*** Source records
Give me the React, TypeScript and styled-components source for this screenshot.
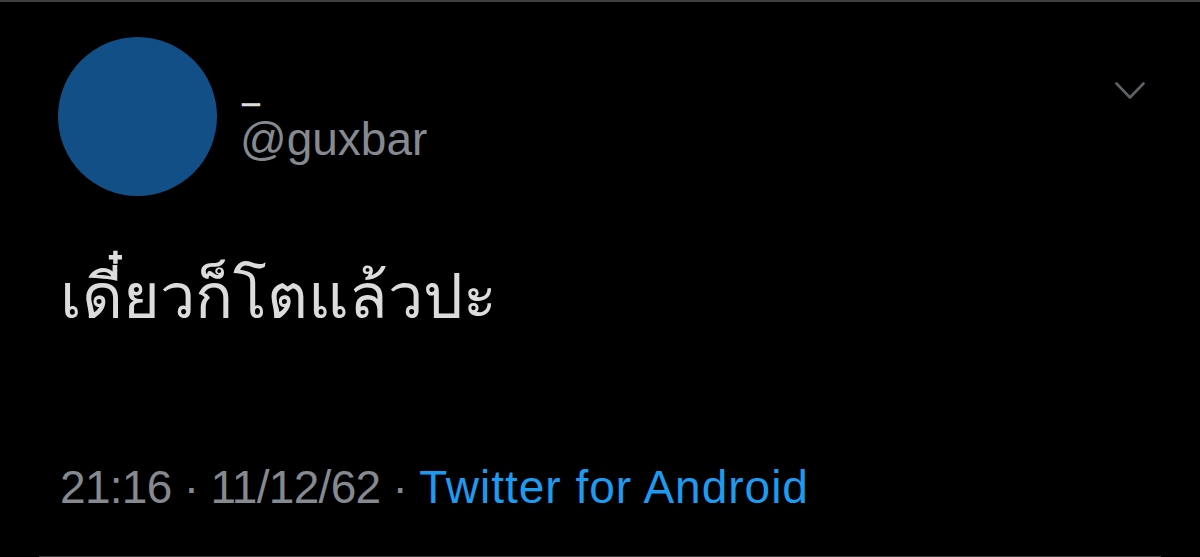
import React, { FunctionComponent } from "react";
import styled, { createGlobalStyle } from "styled-components";

const GlobalStyle = createGlobalStyle`
  html, body {
    margin: 0;
    padding: 0;
    background: #000;
  }
  body {
    font-family: "Liberation Sans", Arial, sans-serif;
  }
`;

const Card = styled.div`
  width: 1200px;
  height: 557px;
  box-sizing: border-box;
  border-top: 2px solid #3f3f3f;
  display: flex;
  flex-direction: column;
  overflow: hidden;
`;

const Header = styled.div`
  display: flex;
  align-items: flex-start;
  padding: 35px 55px 0 58px;
`;

const Avatar = styled.div`
  width: 159px;
  height: 159px;
  border-radius: 50%;
  background: #134f87;
  flex-shrink: 0;
`;

const NameBlock = styled.div`
  display: flex;
  flex-direction: column;
  margin: 55px 0 0 23px;
  flex: 1;
`;

const DisplayName = styled.div`
  color: #dcdcdc;
  font-size: 20px;
  font-weight: 700;
  line-height: 22px;
  height: 22px;
  span {
    display: inline-block;
    -webkit-text-stroke: 0.5px #dcdcdc;
    transform: scaleX(3.3);
    transform-origin: left center;
  }
`;

const Handle = styled.div`
  color: #848a90;
  font-size: 46px;
  line-height: 47px;
  margin-top: 2px;
`;

const MoreButton = styled.div`
  margin-top: 45px;
  width: 30px;
  height: 18px;
  display: flex;
  svg {
    display: block;
  }
`;

const TweetText = styled.div`
  color: #dcdcdc;
  font-family: "Noto Sans", "DejaVu Sans", sans-serif;
  font-size: 63px;
  line-height: 80px;
  margin: 58px 0 0 60px;
`;

const Meta = styled.div`
  margin: auto 0 0 60px;
  font-size: 46px;
  line-height: 52px;
  letter-spacing: -0.7px;
  color: #848a90;
  padding-bottom: 43px;
`;

const Source = styled.span<{ $link?: boolean }>`
  color: ${(p) => (p.$link ? "#1d9bf0" : "inherit")};
  letter-spacing: ${(p) => (p.$link ? "1px" : "inherit")};
`;

const Divider = styled.div`
  height: 1px;
  background: #3a3a3a;
  margin: 0 39px;
`;

const App: FunctionComponent<{}> = () => {
  return (
    <>
      <GlobalStyle />
      <Card>
        <Header>
          <Avatar />
          <NameBlock>
            <DisplayName>
              <span>-</span>
            </DisplayName>
            <Handle>@guxbar</Handle>
          </NameBlock>
          <MoreButton>
            <svg width="30" height="18" viewBox="0 0 30 18" fill="none">
              <path
                d="M1.5 1.5 L15 15.5 L28.5 1.5"
                stroke="#5d6166"
                strokeWidth="2.6"
                strokeLinecap="round"
                strokeLinejoin="round"
              />
            </svg>
          </MoreButton>
        </Header>
        <TweetText>เดี๋ยวก็โตแล้วปะ</TweetText>
        <Meta>
          21:16 · 11/12/62 · <Source $link>Twitter for Android</Source>
        </Meta>
        <Divider />
      </Card>
    </>
  );
};

export default App;
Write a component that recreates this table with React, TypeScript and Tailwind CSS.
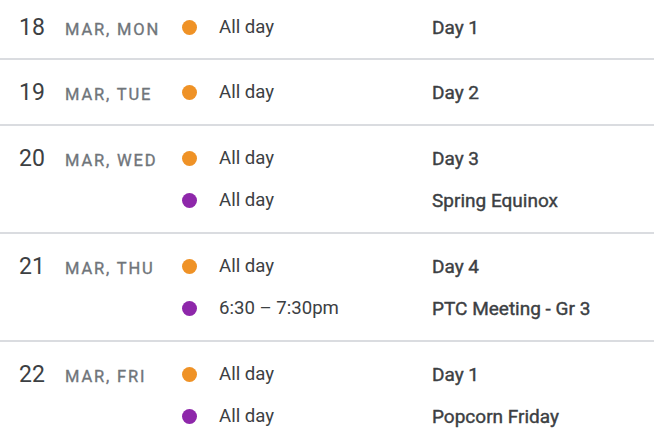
import React from "react";

type Ev = { color: string; time: string; title: string };
type Day = { n: string; label: string; events: Ev[] };

const ORANGE = "bg-[#ef9226]";
const PURPLE = "bg-[#8e27aa]";

const days: Day[] = [
  { n: "18", label: "Mar, Mon", events: [{ color: ORANGE, time: "All day", title: "Day 1" }] },
  { n: "19", label: "Mar, Tue", events: [{ color: ORANGE, time: "All day", title: "Day 2" }] },
  {
    n: "20",
    label: "Mar, Wed",
    events: [
      { color: ORANGE, time: "All day", title: "Day 3" },
      { color: PURPLE, time: "All day", title: "Spring Equinox" },
    ],
  },
  {
    n: "21",
    label: "Mar, Thu",
    events: [
      { color: ORANGE, time: "All day", title: "Day 4" },
      { color: PURPLE, time: "6:30 – 7:30pm", title: "PTC Meeting - Gr 3" },
    ],
  },
  {
    n: "22",
    label: "Mar, Fri",
    events: [
      { color: ORANGE, time: "All day", title: "Day 1" },
      { color: PURPLE, time: "All day", title: "Popcorn Friday" },
    ],
  },
];

export default function App() {
  return (
    <div className="w-[654px] h-[446px] overflow-hidden bg-white font-['Roboto',sans-serif] text-[#3c4043]">
      {days.map((d, i) => (
        <div
          key={d.n}
          className={`flex pl-[19px] border-b-2 border-[#dadce0] ${i === 0 ? "pt-[6px] pb-[10px]" : "py-[11px]"}`}
        >
          <div className="w-[163px] h-[42px] flex items-center shrink-0">
            <span className="w-[46px] text-[23px] leading-none">{d.n}</span>
            <span className="mt-[6px] uppercase text-[16.5px] font-normal tracking-[1.85px] text-[#70757a] leading-none [-webkit-text-stroke:0.35px_#70757a]">
              {d.label}
            </span>
          </div>
          <div className="flex flex-col">
            {d.events.map((e, j) => (
              <div key={j} className="h-[42px] flex items-center">
                <span className={`w-[15px] h-[15px] rounded-full ${e.color} shrink-0`} />
                <span className="ml-[22px] w-[213px] text-[18.6px] leading-none">{e.time}</span>
                <span className="text-[19px] font-normal leading-none [-webkit-text-stroke:0.4px_#3c4043]">
                  {e.title}
                </span>
              </div>
            ))}
          </div>
        </div>
      ))}
    </div>
  );
}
******
> **Exercise prompt**
Set the listing down in full and exactly. Pictures within it should not appear in the copy.

> **In response**
Give me the React, TypeScript and styled-components source for this screenshot.
import React, { FunctionComponent } from "react";
import styled, { createGlobalStyle } from "styled-components";

const GlobalStyle = createGlobalStyle`
  html, body {
    margin: 0;
    padding: 0;
    background: #000;
  }
  body {
    font-family: "Liberation Sans", Arial, sans-serif;
  }
`;

const Card = styled.div`
  width: 1200px;
  height: 557px;
  box-sizing: border-box;
  border-top: 2px solid #3f3f3f;
  display: flex;
  flex-direction: column;
  overflow: hidden;
`;

const Header = styled.div`
  display: flex;
  align-items: flex-start;
  padding: 35px 55px 0 58px;
`;

const Avatar = styled.div`
  width: 159px;
  height: 159px;
  border-radius: 50%;
  background: #134f87;
  flex-shrink: 0;
`;

const NameBlock = styled.div`
  display: flex;
  flex-direction: column;
  margin: 55px 0 0 23px;
  flex: 1;
`;

const DisplayName = styled.div`
  color: #dcdcdc;
  font-size: 20px;
  font-weight: 700;
  line-height: 22px;
  height: 22px;
  span {
    display: inline-block;
    -webkit-text-stroke: 0.5px #dcdcdc;
    transform: scaleX(3.3);
    transform-origin: left center;
  }
`;

const Handle = styled.div`
  color: #848a90;
  font-size: 46px;
  line-height: 47px;
  margin-top: 2px;
`;

const MoreButton = styled.div`
  margin-top: 45px;
  width: 30px;
  height: 18px;
  display: flex;
  svg {
    display: block;
  }
`;

const TweetText = styled.div`
  color: #dcdcdc;
  font-family: "Noto Sans", "DejaVu Sans", sans-serif;
  font-size: 63px;
  line-height: 80px;
  margin: 58px 0 0 60px;
`;

const Meta = styled.div`
  margin: auto 0 0 60px;
  font-size: 46px;
  line-height: 52px;
  letter-spacing: -0.7px;
  color: #848a90;
  padding-bottom: 43px;
`;

const Source = styled.span<{ $link?: boolean }>`
  color: ${(p) => (p.$link ? "#1d9bf0" : "inherit")};
  letter-spacing: ${(p) => (p.$link ? "1px" : "inherit")};
`;

const Divider = styled.div`
  height: 1px;
  background: #3a3a3a;
  margin: 0 39px;
`;

const App: FunctionComponent<{}> = () => {
  return (
    <>
      <GlobalStyle />
      <Card>
        <Header>
          <Avatar />
          <NameBlock>
            <DisplayName>
              <span>-</span>
            </DisplayName>
            <Handle>@guxbar</Handle>
          </NameBlock>
          <MoreButton>
            <svg width="30" height="18" viewBox="0 0 30 18" fill="none">
              <path
                d="M1.5 1.5 L15 15.5 L28.5 1.5"
                stroke="#5d6166"
                strokeWidth="2.6"
                strokeLinecap="round"
                strokeLinejoin="round"
              />
            </svg>
          </MoreButton>
        </Header>
        <TweetText>เดี๋ยวก็โตแล้วปะ</TweetText>
        <Meta>
          21:16 · 11/12/62 · <Source $link>Twitter for Android</Source>
        </Meta>
        <Divider />
      </Card>
    </>
  );
};

export default App;
Write a component that recreates this table with React, TypeScript and Tailwind CSS.
import React from "react";

type Ev = { color: string; time: string; title: string };
type Day = { n: string; label: string; events: Ev[] };

const ORANGE = "bg-[#ef9226]";
const PURPLE = "bg-[#8e27aa]";

const days: Day[] = [
  { n: "18", label: "Mar, Mon", events: [{ color: ORANGE, time: "All day", title: "Day 1" }] },
  { n: "19", label: "Mar, Tue", events: [{ color: ORANGE, time: "All day", title: "Day 2" }] },
  {
    n: "20",
    label: "Mar, Wed",
    events: [
      { color: ORANGE, time: "All day", title: "Day 3" },
      { color: PURPLE, time: "All day", title: "Spring Equinox" },
    ],
  },
  {
    n: "21",
    label: "Mar, Thu",
    events: [
      { color: ORANGE, time: "All day", title: "Day 4" },
      { color: PURPLE, time: "6:30 – 7:30pm", title: "PTC Meeting - Gr 3" },
    ],
  },
  {
    n: "22",
    label: "Mar, Fri",
    events: [
      { color: ORANGE, time: "All day", title: "Day 1" },
      { color: PURPLE, time: "All day", title: "Popcorn Friday" },
    ],
  },
];

export default function App() {
  return (
    <div className="w-[654px] h-[446px] overflow-hidden bg-white font-['Roboto',sans-serif] text-[#3c4043]">
      {days.map((d, i) => (
        <div
          key={d.n}
          className={`flex pl-[19px] border-b-2 border-[#dadce0] ${i === 0 ? "pt-[6px] pb-[10px]" : "py-[11px]"}`}
        >
          <div className="w-[163px] h-[42px] flex items-center shrink-0">
            <span className="w-[46px] text-[23px] leading-none">{d.n}</span>
            <span className="mt-[6px] uppercase text-[16.5px] font-normal tracking-[1.85px] text-[#70757a] leading-none [-webkit-text-stroke:0.35px_#70757a]">
              {d.label}
            </span>
          </div>
          <div className="flex flex-col">
            {d.events.map((e, j) => (
              <div key={j} className="h-[42px] flex items-center">
                <span className={`w-[15px] h-[15px] rounded-full ${e.color} shrink-0`} />
                <span className="ml-[22px] w-[213px] text-[18.6px] leading-none">{e.time}</span>
                <span className="text-[19px] font-normal leading-none [-webkit-text-stroke:0.4px_#3c4043]">
                  {e.title}
                </span>
              </div>
            ))}
          </div>
        </div>
      ))}
    </div>
  );
}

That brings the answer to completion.